For those who may have sat in Eames chairs a good portion of their life, but are unfamiliar with the larger arc of the couple’s career, the new documentary, Eames: the Architect and the Painter currently screening at CCA, will serve as a good introduction. Theirs must be the exemplary design career. It started with the design of a chair, which taught them the most valuable lesson that design ends but does not start from the visual look, and moved on to film and advertising. They were early explorers of a multi-media world, always engaged with the effective communication of ideas to the broadest possible audience. “The best for the most for the least” they liked to say.
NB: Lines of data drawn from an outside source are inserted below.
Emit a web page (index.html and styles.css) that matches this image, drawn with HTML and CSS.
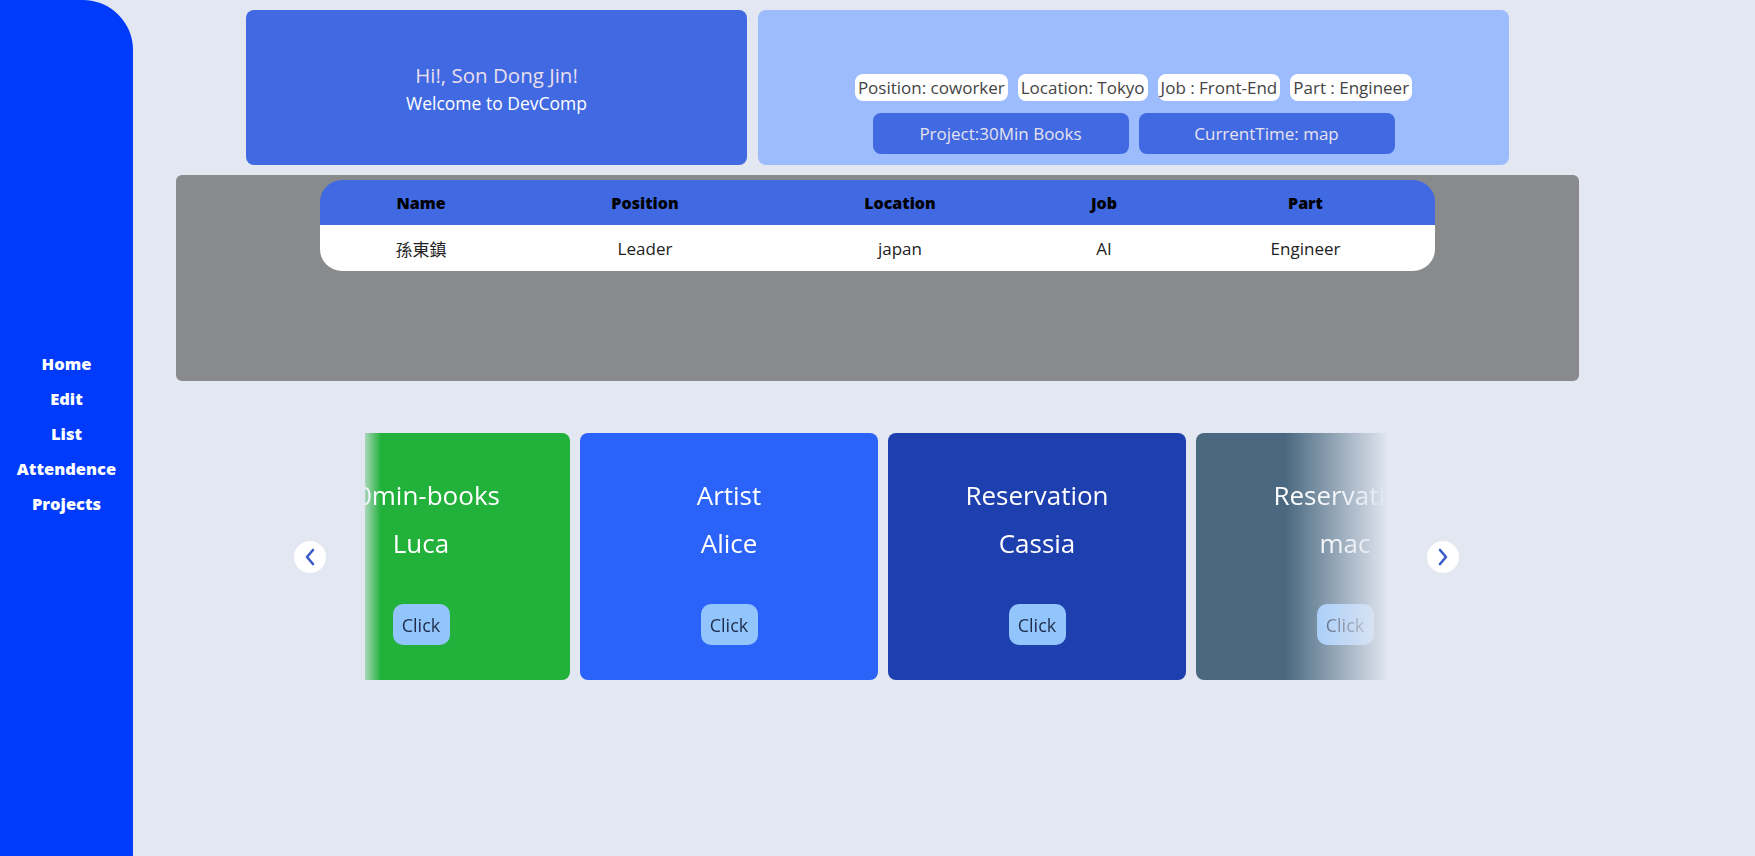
FILE: index.html
```html
<!DOCTYPE html>
<html lang="en">
  <head>
    <meta charset="UTF-8" />
    <meta name="viewport" content="width=device-width, initial-scale=1.0" />
    <title>DevComp</title>
    <link rel="stylesheet" href="styles.css">
  </head>
  <body>
    <!-- Sidebar -->
    <nav class="sidebar">
      <a href="#">Home</a>
      <a href="#">Edit</a>
      <a href="#">List</a>
      <a href="#">Attendence</a>
      <a href="#">Projects</a>
    </nav>

    <main class="main">
      <div class="top-row">
        <div class="greeting">
          <p class="hi">Hi!, Son Dong Jin!</p>
          <p class="welcome">Welcome to DevComp</p>
        </div>

        <div class="info">
          <div class="chips">
            <span class="chip">Position: coworker</span>
            <span class="chip">Location: Tokyo</span>
            <span class="chip">Job : Front-End</span>
            <span class="chip">Part : Engineer</span>
          </div>
          <div class="info-buttons">
            <button class="info-btn">Project:30Min Books</button>
            <button class="info-btn">CurrentTime: map</button>
          </div>
        </div>
      </div>

      <!-- Members -->
      <div class="panel">
        <table class="members">
          <thead>
            <tr>
              <th class="c-name">Name</th>
              <th class="c-pos">Position</th>
              <th class="c-loc">Location</th>
              <th class="c-job">Job</th>
              <th class="c-part">Part</th>
            </tr>
          </thead>
          <tbody>
            <tr>
              <td>孫東鎮</td>
              <td>Leader</td>
              <td>japan</td>
              <td>AI</td>
              <td>Engineer</td>
            </tr>
          </tbody>
        </table>
      </div>

      <!-- Projects carousel -->
      <div class="carousel">
        <button class="arrow">
          <svg width="14" height="18" viewBox="0 0 14 18"><path d="M10 2 L4 9 L10 16" fill="none" stroke="#3a5bc9" stroke-width="2.6" stroke-linecap="round" stroke-linejoin="round"/></svg>
        </button>

        <div class="viewport">
          <div class="track">
            <div class="card card-green">
              <p class="card-title">30min-books</p>
              <p class="card-name">Luca</p>
              <button class="click">Click</button>
            </div>
            <div class="card card-blue">
              <p class="card-title">Artist</p>
              <p class="card-name">Alice</p>
              <button class="click">Click</button>
            </div>
            <div class="card card-navy">
              <p class="card-title">Reservation</p>
              <p class="card-name">Cassia</p>
              <button class="click">Click</button>
            </div>
            <div class="card card-slate">
              <p class="card-title">Reservation</p>
              <p class="card-name">mac</p>
              <button class="click">Click</button>
            </div>
          </div>
        </div>

        <button class="arrow">
          <svg width="14" height="18" viewBox="0 0 14 18"><path d="M4 2 L10 9 L4 16" fill="none" stroke="#3a5bc9" stroke-width="2.6" stroke-linecap="round" stroke-linejoin="round"/></svg>
        </button>
      </div>
    </main>
  </body>
</html>
```

FILE: styles.css
```css
body {
  margin: 0;
  display: flex;
  height: 856px;
  overflow: hidden;
  background-color: #e2e7f1;
  font-family: "Open Sans", Arial, sans-serif;
}
p {
  margin: 0;
}
button {
  font-family: inherit;
  border: none;
  cursor: pointer;
}

/* sidebar */
.sidebar {
  width: 133px;
  flex-shrink: 0;
  height: 100%;
  background-color: #003bfb;
  border-top-right-radius: 50px;
  display: flex;
  flex-direction: column;
  align-items: center;
  justify-content: center;
  gap: 11px;
  padding-top: 12px;
  box-sizing: border-box;
}
.sidebar a {
  color: #fff;
  text-decoration: none;
  font-weight: 800;
  font-size: 16.5px;
  line-height: 24px;
}

/* main */
.main {
  flex: 1;
  padding-top: 10px;
}
.top-row {
  display: flex;
  gap: 11px;
  margin-left: 113px;
}
.greeting {
  width: 501px;
  height: 155px;
  background-color: #4169e1;
  border-radius: 8px;
  display: flex;
  flex-direction: column;
  align-items: center;
  justify-content: center;
  gap: 2px;
}
.hi {
  color: #e8dfee;
  font-size: 20.5px;
}
.welcome {
  color: #fff;
  font-size: 17.5px;
}
.info {
  width: 751px;
  height: 155px;
  background-color: #9cbcfd;
  border-radius: 8px;
  display: flex;
  flex-direction: column;
  align-items: center;
  justify-content: flex-end;
  padding-bottom: 11px;
  box-sizing: border-box;
  gap: 12px;
}
.chips {
  display: flex;
  gap: 10px;
}
.chip {
  background-color: #fff;
  color: #444;
  border-radius: 8px;
  padding: 0 3px;
  height: 27px;
  line-height: 27px;
  font-size: 17px;
}
.info-buttons {
  display: flex;
  gap: 10px;
}
.info-btn {
  width: 256px;
  height: 41px;
  background-color: #4169e1;
  color: #e6e3ee;
  border-radius: 8px;
  font-size: 17px;
}

/* members table */
.panel {
  margin: 10px 0 0 43px;
  width: 1403px;
  height: 206px;
  background-color: #898a8c;
  border-radius: 6px;
  padding-top: 5px;
  box-sizing: border-box;
}
.members {
  width: 1115px;
  margin: 0 auto;
  border-collapse: collapse;
  border-radius: 22px;
  overflow: hidden;
  table-layout: fixed;
}
.members th {
  background-color: #4169e1;
  color: #000;
  font-weight: 800;
  font-size: 16px;
  height: 45px;
  padding: 0;
}
.members td {
  background-color: #fff;
  color: #222;
  font-size: 17px;
  text-align: center;
  height: 46px;
  padding: 0;
  font-family: "Open Sans", "Noto Sans CJK TC", sans-serif;
}
.c-name { width: 202px; }
.c-pos { width: 246px; }
.c-loc { width: 264px; }
.c-job { width: 144px; }
.c-part { width: 259px; }

/* carousel */
.carousel {
  display: flex;
  align-items: center;
  gap: 39px;
  margin: 52px 0 0 161px;
}
.arrow {
  width: 32px;
  height: 32px;
  border-radius: 50%;
  background-color: #fff;
  display: flex;
  align-items: center;
  justify-content: center;
  padding: 0;
}
.viewport {
  width: 1023px;
  overflow: hidden;
  -webkit-mask-image: linear-gradient(to right, rgba(0, 0, 0, 0.3) 0, #000 16px, #000 calc(100% - 102px), transparent 100%);
  mask-image: linear-gradient(to right, rgba(0, 0, 0, 0.3) 0, #000 16px, #000 calc(100% - 102px), transparent 100%);
}
.track {
  display: flex;
  gap: 10px;
  margin-left: -93px;
}
.card {
  flex-shrink: 0;
  width: 298px;
  height: 247px;
  border-radius: 8px;
  color: #fff;
  display: flex;
  flex-direction: column;
  align-items: center;
  padding-top: 45px;
  box-sizing: border-box;
}
.card-title {
  font-size: 26px;
  line-height: 34px;
}
.card-name {
  font-size: 26px;
  line-height: 34px;
  margin-top: 14px;
}
.click {
  margin-top: 44px;
  width: 57px;
  height: 41px;
  border-radius: 10px;
  background-color: #93c5fd;
  color: #1f2d4a;
  font-size: 18px;
  padding: 0;
}
.card-green { background-color: #22b13a; }
.card-blue { background-color: #2b63f8; }
.card-navy { background-color: #1e3fae; }
.card-slate { background-color: #4a6980; }
```
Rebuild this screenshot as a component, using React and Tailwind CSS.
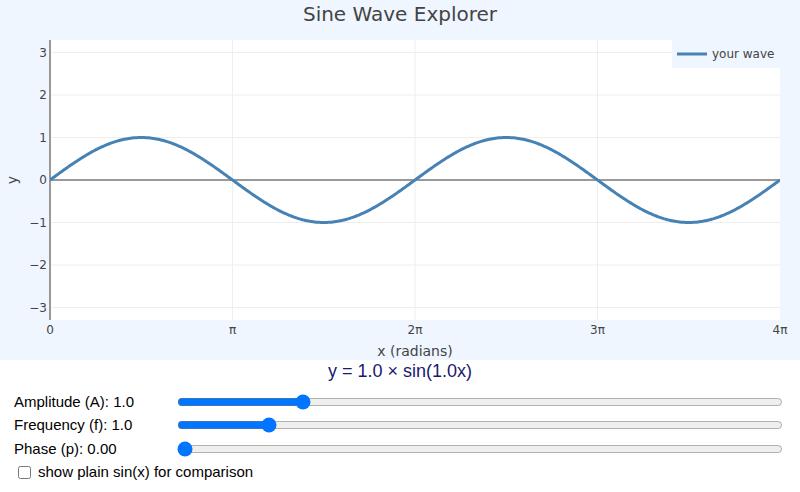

In their optimistic, forward-looking, experimental manner, they didn’t regard their work for the US government, Westinghouse, Polaroid, Boeing, or IBM as a sell-out, but as an opportunity to learn more about the science and technology they believed in.

The film tries to cover both the public and most private aspects of the designing couple. “Eventually everything connects” said Eames. We are shown personal letters with many charming graphic embellishments such as Charles’ line drawing of a woman’s hand with an arrow to the ring finger, asking “ what size is this finger?” or Ray’s shopping list for Charles in Europe, with sketches of a certain kind of hand-stitched glove, or a Balmain perfume washed in red…. They served floral bouquets as visual desserts, and it was Ray’s inspiration to use the image of the humble forget-me-not flower as the last in a film describing cold war American life to the Russians. Their job with IBM was to make the computer less scary to Americans by inserting it into the history of human problem-solving, and using a cartoonish graphic style.

 

Charles and Ray Eames working on a film

Charles and Ray Eames working on a film

The circus was a real inspiration to Eames, a model for their studio in which a myriad of activities engaged with constraints in the effort to solve problems. How can you fit one more person in a clown car? How can you balance an elephant on a pedestal? The films makes a refreshing attempt to put modern design back in a context. Too often we fall for a myth of modernist purity, austerity, and control, valuing only the look, whereas the Eames were accessible, playful, even messy, and open to influences from folk art to the circus. The film touches on the special importance of Ray in this context, for her background was in painting. She was not afraid of color, of pattern, of mixing it up and believed in “taking pleasure seriously.”